The point is that it should be exactly the same for both gerrit and gitlab. What you heard about gitlab-replica and gitlab-replica-new recently also applies to gerrit-replica-new.
Could you edit Netbox so that things are treatead the same way for gerrit and gitlab and assign us an IP for gerrit-replica-new just like you did the other day for gitlab-replica-new?
I also added changes above that would be merged once we have an assigned IP. ( treat the 208.80.153.109 in that patch like a placeholder).
We need to replicate to 2 different replicas at the same time, that's why "replica" and "replica-new".
That ticket you link to about discussing IP usage is still valid of course in the long-term. Would be nice to have it for the current sprint though.
Also I have heard voices that said using 2 IPs for service vs server is actually not a bad approach here.
@Dzahn I've assigned in Netbox an additional IPv4 and an additional IPv6 to gerrit2002 like for gitlab not marked as VIP, manual DNS as I guess you'll need to keep the TTL low. The IPs are:
[1] 208.80.153.104/27 => 104.153.80.208.in-addr.arpa [2] 2620:0:860:4:208:80:153:104/64 => 4.0.1.0.3.5.1.0.0.8.0.0.8.0.2.0.4.0.0.0.0.6.8.0.0.0.0.0.0.2.6.2.ip6.arpa
Let me know if you need anything else from my side.
[1] https://netbox.wikimedia.org/ipam/ip-addresses/11649/
[2] https://netbox.wikimedia.org/ipam/ip-addresses/11650/
@Volans Thank you! That looks good. I will do the manual DNS change for that (amending to the existing one now)

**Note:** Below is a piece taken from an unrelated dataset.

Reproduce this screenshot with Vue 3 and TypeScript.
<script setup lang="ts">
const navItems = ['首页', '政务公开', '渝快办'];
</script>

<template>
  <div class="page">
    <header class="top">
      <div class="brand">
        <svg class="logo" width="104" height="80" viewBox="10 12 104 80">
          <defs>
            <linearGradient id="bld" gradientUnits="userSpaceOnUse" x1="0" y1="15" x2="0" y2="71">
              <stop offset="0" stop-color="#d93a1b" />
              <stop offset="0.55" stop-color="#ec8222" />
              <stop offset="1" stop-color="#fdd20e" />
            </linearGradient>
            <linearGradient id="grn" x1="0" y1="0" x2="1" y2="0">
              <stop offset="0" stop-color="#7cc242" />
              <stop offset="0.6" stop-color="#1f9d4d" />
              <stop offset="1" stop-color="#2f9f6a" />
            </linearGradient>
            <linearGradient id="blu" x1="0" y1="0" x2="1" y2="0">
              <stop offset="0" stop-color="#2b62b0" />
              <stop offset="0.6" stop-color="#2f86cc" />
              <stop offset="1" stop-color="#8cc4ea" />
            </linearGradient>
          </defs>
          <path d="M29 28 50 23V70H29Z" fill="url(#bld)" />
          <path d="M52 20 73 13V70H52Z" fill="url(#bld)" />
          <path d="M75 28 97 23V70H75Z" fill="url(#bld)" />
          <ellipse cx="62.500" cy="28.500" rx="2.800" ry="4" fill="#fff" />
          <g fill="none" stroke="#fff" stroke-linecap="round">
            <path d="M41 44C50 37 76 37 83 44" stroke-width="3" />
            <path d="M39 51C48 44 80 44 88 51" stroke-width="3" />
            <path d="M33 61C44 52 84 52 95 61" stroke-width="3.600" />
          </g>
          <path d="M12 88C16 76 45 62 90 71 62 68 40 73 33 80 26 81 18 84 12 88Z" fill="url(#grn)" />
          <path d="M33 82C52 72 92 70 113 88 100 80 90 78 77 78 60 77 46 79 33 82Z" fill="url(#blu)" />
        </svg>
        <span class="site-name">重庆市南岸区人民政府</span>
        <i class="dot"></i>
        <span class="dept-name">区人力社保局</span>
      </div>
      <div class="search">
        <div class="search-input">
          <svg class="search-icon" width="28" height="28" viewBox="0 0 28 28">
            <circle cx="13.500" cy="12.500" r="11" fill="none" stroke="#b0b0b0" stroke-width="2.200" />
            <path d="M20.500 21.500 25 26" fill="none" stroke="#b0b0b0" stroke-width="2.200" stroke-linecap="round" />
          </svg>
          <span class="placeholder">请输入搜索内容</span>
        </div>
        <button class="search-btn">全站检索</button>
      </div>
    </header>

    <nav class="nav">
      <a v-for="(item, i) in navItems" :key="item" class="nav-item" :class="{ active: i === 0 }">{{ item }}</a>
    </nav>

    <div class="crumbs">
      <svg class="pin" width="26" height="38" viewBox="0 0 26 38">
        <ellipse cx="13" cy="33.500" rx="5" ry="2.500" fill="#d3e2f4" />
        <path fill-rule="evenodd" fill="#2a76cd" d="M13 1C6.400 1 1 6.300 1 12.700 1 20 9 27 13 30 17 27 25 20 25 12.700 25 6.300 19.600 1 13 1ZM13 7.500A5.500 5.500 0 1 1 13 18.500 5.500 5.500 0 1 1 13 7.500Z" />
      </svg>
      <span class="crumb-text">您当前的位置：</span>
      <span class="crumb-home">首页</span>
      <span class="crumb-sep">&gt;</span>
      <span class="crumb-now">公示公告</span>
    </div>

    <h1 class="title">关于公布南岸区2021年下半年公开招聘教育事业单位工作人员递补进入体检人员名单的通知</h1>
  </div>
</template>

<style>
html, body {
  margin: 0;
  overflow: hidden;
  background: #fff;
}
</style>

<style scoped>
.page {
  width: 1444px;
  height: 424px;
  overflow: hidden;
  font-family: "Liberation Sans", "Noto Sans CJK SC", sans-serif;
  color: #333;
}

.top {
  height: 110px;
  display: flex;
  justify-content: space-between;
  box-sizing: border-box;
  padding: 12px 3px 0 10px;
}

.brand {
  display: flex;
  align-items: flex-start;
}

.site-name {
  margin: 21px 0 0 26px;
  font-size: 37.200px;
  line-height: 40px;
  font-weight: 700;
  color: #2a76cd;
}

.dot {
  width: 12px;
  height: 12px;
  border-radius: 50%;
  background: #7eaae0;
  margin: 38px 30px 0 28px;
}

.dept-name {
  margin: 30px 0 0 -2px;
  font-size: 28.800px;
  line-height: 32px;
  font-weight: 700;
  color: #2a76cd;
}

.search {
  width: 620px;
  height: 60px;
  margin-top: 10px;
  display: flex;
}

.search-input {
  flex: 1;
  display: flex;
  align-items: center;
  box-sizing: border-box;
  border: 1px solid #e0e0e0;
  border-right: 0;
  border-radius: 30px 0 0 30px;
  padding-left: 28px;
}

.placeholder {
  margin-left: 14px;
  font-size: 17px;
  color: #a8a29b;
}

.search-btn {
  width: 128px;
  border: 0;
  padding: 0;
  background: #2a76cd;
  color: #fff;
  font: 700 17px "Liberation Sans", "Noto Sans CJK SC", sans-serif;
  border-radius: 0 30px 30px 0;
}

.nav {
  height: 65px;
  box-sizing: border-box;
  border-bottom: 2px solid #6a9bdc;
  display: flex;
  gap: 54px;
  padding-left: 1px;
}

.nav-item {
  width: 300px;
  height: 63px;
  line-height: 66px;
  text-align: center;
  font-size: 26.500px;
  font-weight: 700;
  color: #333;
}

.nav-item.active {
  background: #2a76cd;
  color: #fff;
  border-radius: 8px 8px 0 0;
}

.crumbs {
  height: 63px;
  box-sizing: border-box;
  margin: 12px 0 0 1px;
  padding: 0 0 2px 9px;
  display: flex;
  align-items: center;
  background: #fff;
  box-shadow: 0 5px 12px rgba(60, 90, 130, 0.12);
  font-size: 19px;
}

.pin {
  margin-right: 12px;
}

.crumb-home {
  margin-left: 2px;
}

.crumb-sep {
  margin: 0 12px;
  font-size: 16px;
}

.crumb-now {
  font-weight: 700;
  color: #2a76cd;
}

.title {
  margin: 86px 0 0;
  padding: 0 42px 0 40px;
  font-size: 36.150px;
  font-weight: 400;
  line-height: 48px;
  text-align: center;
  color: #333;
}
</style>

Change 815395 merged by Dzahn:
[operations/dns@master] add gerrit-replica-new.wikimedia.org, point to 208.80.153.104
new in DNS:
[authdns1001:~] $ host gerrit-replica-new.wikimedia.org
gerrit-replica-new.wikimedia.org has address 208.80.153.104
gerrit-replica-new.wikimedia.org has IPv6 address 2620:0:860:4:208:80:153:104
Change 815396 merged by Dzahn:
[operations/puppet@production] gerrit: add hiera settings and IP for new replica gerrit2002
@thcipriani @demon and all:
We got the IP address, we tied it to gerrit-replica-new.wikimedia.org. (v4 + v6)

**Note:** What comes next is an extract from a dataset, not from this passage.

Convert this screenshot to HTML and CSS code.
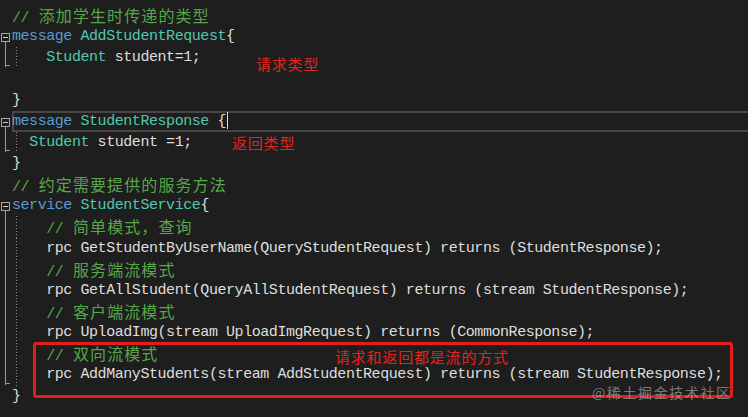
FILE: index.html
```html
<!DOCTYPE html>
<html lang="zh-CN">
<head>
<meta charset="utf-8">
<title>proto</title>
<link rel="stylesheet" href="styles.css">
</head>
<body>
<div class="editor">
  <div class="line"><span class="gut"></span><span class="code"><span class="cm">// <span class="zh">添加学生时传递的类型</span></span></span></div>
  <div class="line"><span class="gut fs"><i class="box"></i></span><span class="code"><span class="kw">message</span> <span class="ty">AddStudentRequest</span>{</span></div>
  <div class="line"><span class="gut fe"></span><span class="code g">    <span class="ty">Student</span> student=1;</span></div>
  <div class="line"><span class="gut"></span><span class="code"> </span></div>
  <div class="line"><span class="gut"></span><span class="code">}</span></div>
  <div class="line"><span class="gut fs"><i class="box"></i></span><span class="code cur"><span class="kw">message</span> <span class="ty">StudentResponse</span> {<i class="caret"></i></span></div>
  <div class="line"><span class="gut fe"></span><span class="code g">  <span class="ty">Student</span> student =1;</span></div>
  <div class="line"><span class="gut"></span><span class="code">}</span></div>
  <div class="line"><span class="gut"></span><span class="code"><span class="cm">// <span class="zh">约定需要提供的服务方法</span></span></span></div>
  <div class="line"><span class="gut fs"><i class="box"></i></span><span class="code"><span class="kw">service</span> <span class="ty">StudentService</span>{</span></div>
  <div class="line"><span class="gut fm"></span><span class="code g">    <span class="cm">// <span class="zh">简单模式，查询</span></span></span></div>
  <div class="line"><span class="gut fm"></span><span class="code g">    rpc GetStudentByUserName(QueryStudentRequest) returns (StudentResponse);</span></div>
  <div class="line"><span class="gut fm"></span><span class="code g">    <span class="cm">// <span class="zh">服务端流模式</span></span></span></div>
  <div class="line"><span class="gut fm"></span><span class="code g">    rpc GetAllStudent(QueryAllStudentRequest) returns (stream StudentResponse);</span></div>
  <div class="line"><span class="gut fm"></span><span class="code g">    <span class="cm">// <span class="zh">客户端流模式</span></span></span></div>
  <div class="line"><span class="gut fm"></span><span class="code g">    rpc UploadImg(stream UploadImgRequest) returns (CommonResponse);</span></div>
  <div class="line"><span class="gut fm"></span><span class="code g">    <span class="cm">// <span class="zh">双向流模式</span></span></span></div>
  <div class="line"><span class="gut fe"></span><span class="code g">    rpc AddManyStudents(stream AddStudentRequest) returns (stream StudentResponse);</span></div>
  <div class="line"><span class="gut"></span><span class="code">}</span></div>

  <div class="note note-req">请求类型</div>
  <div class="note note-res">返回类型</div>
  <div class="hl-box"></div>
  <div class="note note-stream">请求和返回都是流的方式</div>
  <div class="watermark">@稀土掘金技术社区</div>
</div>
</body>
</html>
```
FILE: styles.css
```css
html, body {
  margin: 0;
  padding: 0;
  background: #1e1e1e;
}

.editor {
  position: relative;
  width: 748px;
  height: 417px;
  overflow: hidden;
  padding-top: 5px;
  box-sizing: border-box;
  font-family: "Liberation Mono", "Noto Sans CJK SC", monospace;
  font-size: 15px;
  letter-spacing: -0.44px;
  color: #dedede;
}

.line {
  display: flex;
  height: 21.15px;
  line-height: 21.15px;
}

.gut {
  flex: none;
  width: 12px;
  display: flex;
  flex-direction: column;
  align-items: flex-start;
}

.fs {
  padding: 7px 0 0 1px;
  box-sizing: border-box;
}

.fs::after {
  content: "";
  flex: 1;
  margin-left: 4px;
  border-left: 1px solid #9a9a9a;
}

.box {
  display: block;
  width: 9px;
  height: 9px;
  box-sizing: border-box;
  border: 1px solid #a8a8a8;
  background: linear-gradient(#d0d0d0, #d0d0d0) center / 5px 1px no-repeat;
}

.fm {
  background: linear-gradient(#9a9a9a, #9a9a9a) 5px 0 / 1px 100% no-repeat;
}

.fe {
  background:
    linear-gradient(#9a9a9a, #9a9a9a) 5px 0 / 1px calc(100% - 1px) no-repeat,
    linear-gradient(#9a9a9a, #9a9a9a) 5px calc(100% - 2px) / 5px 1px no-repeat;
}

.code {
  flex: 1;
  white-space: pre;
  position: relative;
}

.g {
  background: repeating-linear-gradient(to bottom, #8a8a8a 0 1px, transparent 1px 3px) 4px 0 / 1px 100% no-repeat;
}

.cur {
  box-shadow: inset 2px 0 0 #464646, inset 0 2px 0 #464646, inset 0 -2px 0 #464646;
}

.caret {
  display: inline-block;
  width: 1px;
  height: 17px;
  background: #dcdcdc;
  vertical-align: middle;
  margin-left: 1px;
}

.kw { color: #569cd6; }
.ty { color: #4ec9b0; }
.cm { color: #57a64a; }

.zh {
  font-family: "Noto Sans CJK SC", sans-serif;
  font-size: 16px;
  letter-spacing: 1.1px;
  margin-left: 1px;
}

.note {
  position: absolute;
  font-family: "Noto Sans CJK SC", sans-serif;
  font-size: 15px;
  line-height: 14px;
  letter-spacing: 0.8px;
  color: #e3241e;
}

.note-req { left: 256px; top: 57px; }
.note-res { left: 232px; top: 136px; }
.note-stream { left: 335px; top: 350px; }

.hl-box {
  position: absolute;
  left: 33px;
  top: 342px;
  width: 700px;
  height: 56px;
  box-sizing: border-box;
  border: 3px solid #e31d1a;
  border-radius: 3px;
}

.watermark {
  position: absolute;
  left: 592px;
  top: 385px;
  font-family: "Noto Sans CJK SC", sans-serif;
  font-size: 14px;
  line-height: 15px;
  letter-spacing: 1.6px;
  color: rgba(200, 200, 200, 0.55);
}
```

I added in Hiera via gerrit2002.yaml that it should use those plus
profile::gerrit::backups_enabled: false profile::gerrit::is_replica: true
next we need this: https://gerrit.wikimedia.org/r/c/operations/puppet/+/815401
what this will do is write on gerrit1001 in `File[/var/lib/gerrit2/review_site/etc/replication.config]
+[remote "replica_new_codfw"]
+ defaultForceUpdate = true
+ mirror = true
+ replicateHiddenProjects = true
+ replicateProjectDeletions = true
+ replicationDelay = 5
+ rescheduleDelay = 5
+ threads = 4
+ url = gerrit2@gerrit2002.wikimedia.org:/srv/gerrit/git/${name}.git
`https://puppet-compiler.wmflabs.org/pcc-worker1001/36529/gerrit1001.wikimedia.org/index.html
Let's enable that together next week?
Mentioned in SAL (#wikimedia-operations) [2022-08-01T21:02:57Z] <mutante> gerrit2002 - mkdir /var/lib/gerrit2/review_site | gerrit1001 - rsyncing /var/lib/gerrit2/review_site/ to gerrit2002 T313250 T313972
Mentioned in SAL (#wikimedia-operations) [2022-08-02T22:15:31Z] <mutante> gerrit - syncing data (/srv/gerrit /var/lib/gerrit2/review_site /home) again after gerrit2002 was reimaged with buster T313250 T313972
gerrit2002.wikmedia.org is gerrit-replica.wikimedia.org
gerrit2001.wikimedia.org is down and fully removed.